O segundo disco do These New Puritans é a trilha sonora não-oficial (e ok, não-intencional) para De olhos bem fechados, de Stanley Kubrick. Talvez inspirados pela jornada de Tom Cruise na noite escura, o quarteto inglês escreveu um ciclo de canções que oscila entre o delirante (juro que não entendi a letra de Hologram, que lembra um Thom Yorke depois da terceira dose de Red Bull) e o operístico (We want war é um espetáculo em 3D com início, meio, fim e pelo menos duas variações de humor).

Vivemos numa época que exige muito de bandas de “art rock” — o conceito parece ter se diluído em todo canto (o disco novo da Shakira, por exemplo: tem gente dizendo que é um bocadinho arty). O TNP banca o desafio sem medo de engasgar com o próprio veneno. Daí que Hidden soa, nos momentos mais bizarros, como uma colaboração insana entre System of a Down, TV on the Radio, M.I.A. e Why. Seria só virtuosismo e falta de noção, não fosse o feixe de melancolia que amolece todas essas loucas melodias.

There is love in you | Four Tet | 7.5

Desde o inesquecível Rounds (2003), Kieran Hebden me decepcionava por compor dentro dos limites de uma zona de segurança que, para ele, parecia cada vez mais confortável. O novo do Four Tet mostra um geniozinho novamente irrequieto, ainda que se movimentando em direção a uma eletrônica mais previsível. É o álbum menos irregular que ele já gravou, sim, mas também o menos aventureiro. Dito isso, Hebden reencontra o equilíbrio entre dance music, sensibilidade ambient (Brian Eno adoraria tudo isso), um senso de melodia próximo do pop e barulhinhos quase sempre sublimes. Os melhores momentos do disco são também alguns dos maiores do ano: a fantasmagórica Angel echoes, a sensual Love cry, a hipnótica Sing. Diante dessa trinca, nem dá para reclamar muito.

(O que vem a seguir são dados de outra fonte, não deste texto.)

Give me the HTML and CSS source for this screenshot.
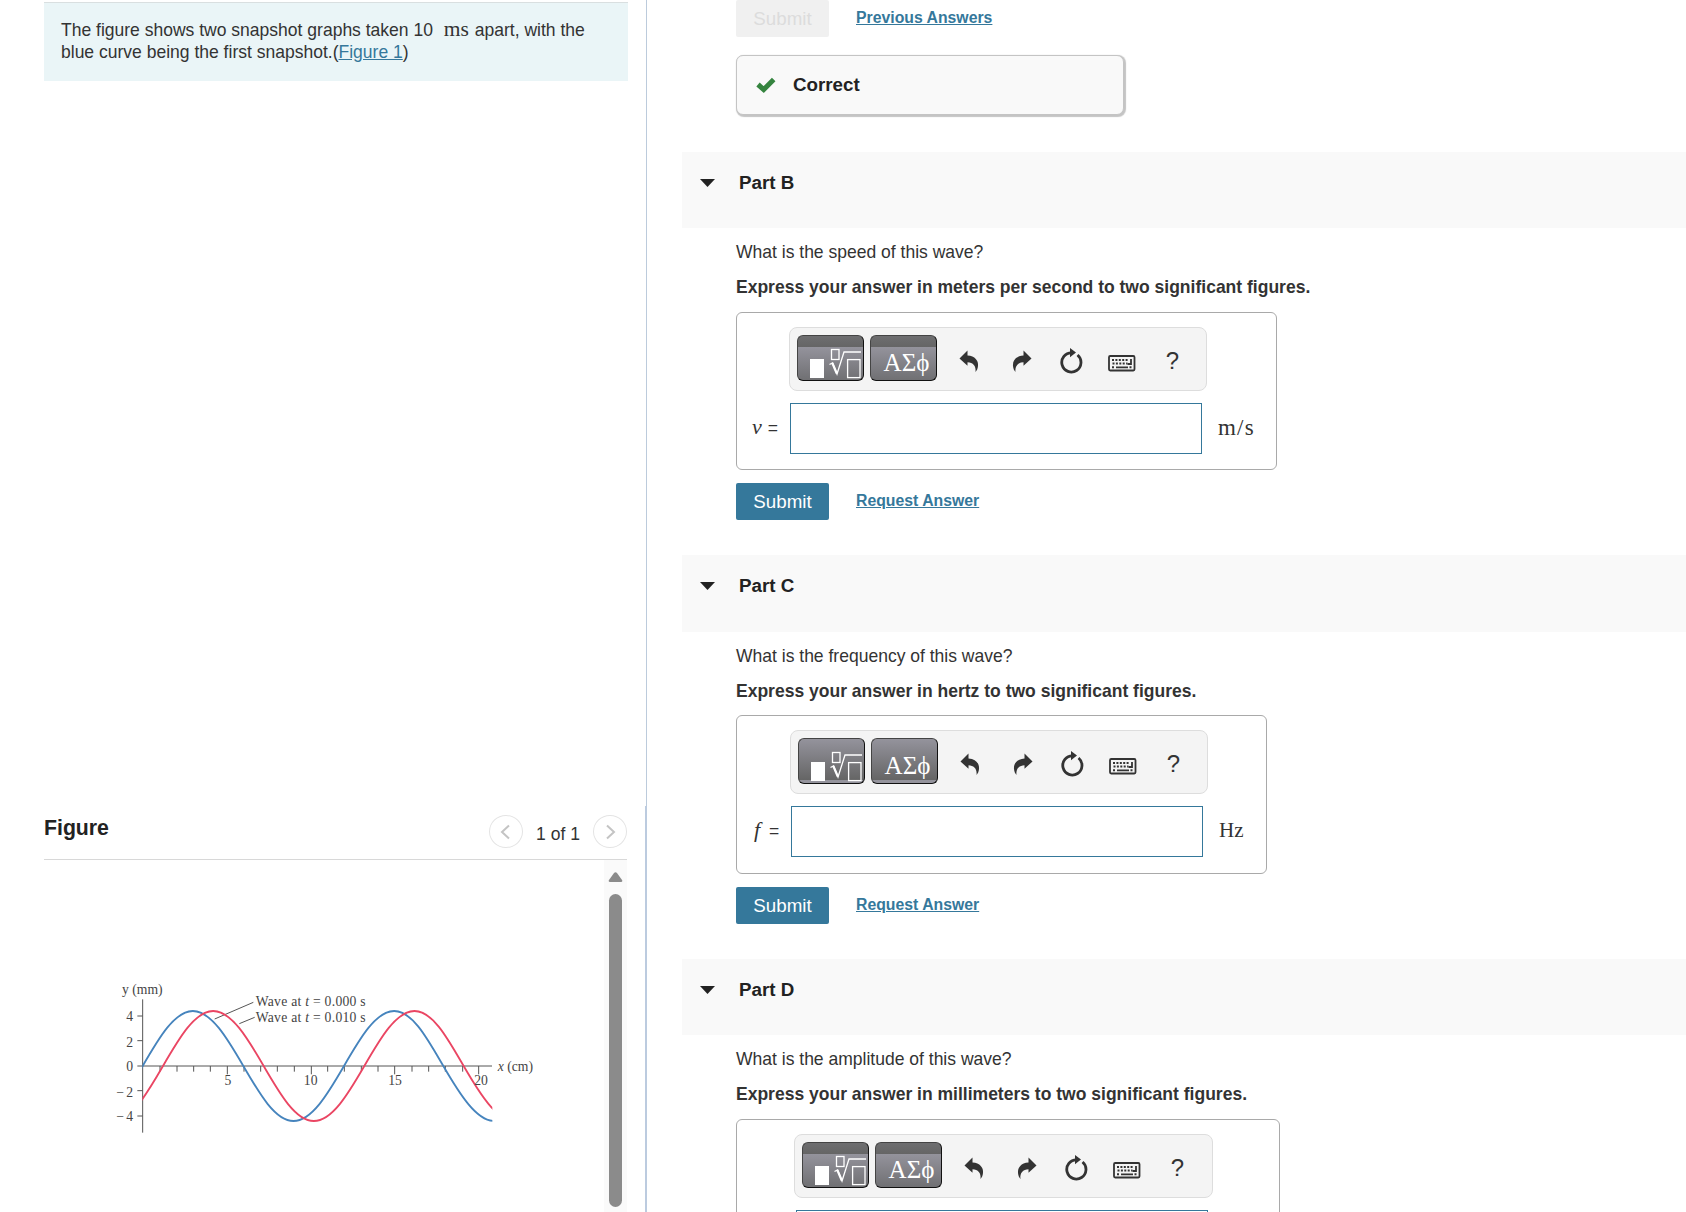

Broken Bells | Broken Bells | 6

Devo admitir que sujeitos hiperativos e agoniados como Brian Burton — o seu, o nosso Danger Mouse — me incomodam um pouco. É que, apesar dos esforços para despertar simpatia, eles simplesmente não conseguem se concentrar. Daí que, pouco depois de trocar pílulas coloridas com o Sparklehorse no disco Dark night of the soul, cá está o moço novamente entre nós, à frente de mais um projeto interessante porém prematuro. No caso desta parceria com James Mercer (The Shins), o bolo também sai do forno meio solado: as canções, que não fogem da fórmula do Shins, ganham uma maquiagem apressada do produtor e DJ. Poucas respiram, como o single The high road (Beck cuspido e escarrado) e a maresia psicodélica de Sailing to nowhere, cujo título resume o disco.

Scratch my back | Peter Gabriel | 3

Se a ideia era criar uma longa, lenta marcha fúnebre para a música pop, Peter Gabriel conseguiu: difícil ouvir este disco até o fim sem ficar com a impressão de que o sujeito está matando alguma coisa. Produzido por Bob Ezrin (The wall), esta coleção aleatória de covers bate em duas teclas: ora soa como muzak superproduzido (com arranjos apoteóticos de cordas), ora como um pocket show movido a piano e voz. Os novos arranjos são enigmáticos: só pode ser irônica a forma como Gabriel infla uma canção do Magnetic Fields e ameniza todo o drama que existe nas confissões de Bon Iver ou em Heroes, de David Bowie, que abre o disco. A interpretação é sempre triste, cabisbaixa, como quem pede desculpas pelo golpe baixo. Mas taí: na próxima ida ao dentista, talvez você ouça uma música do Arcade Fire.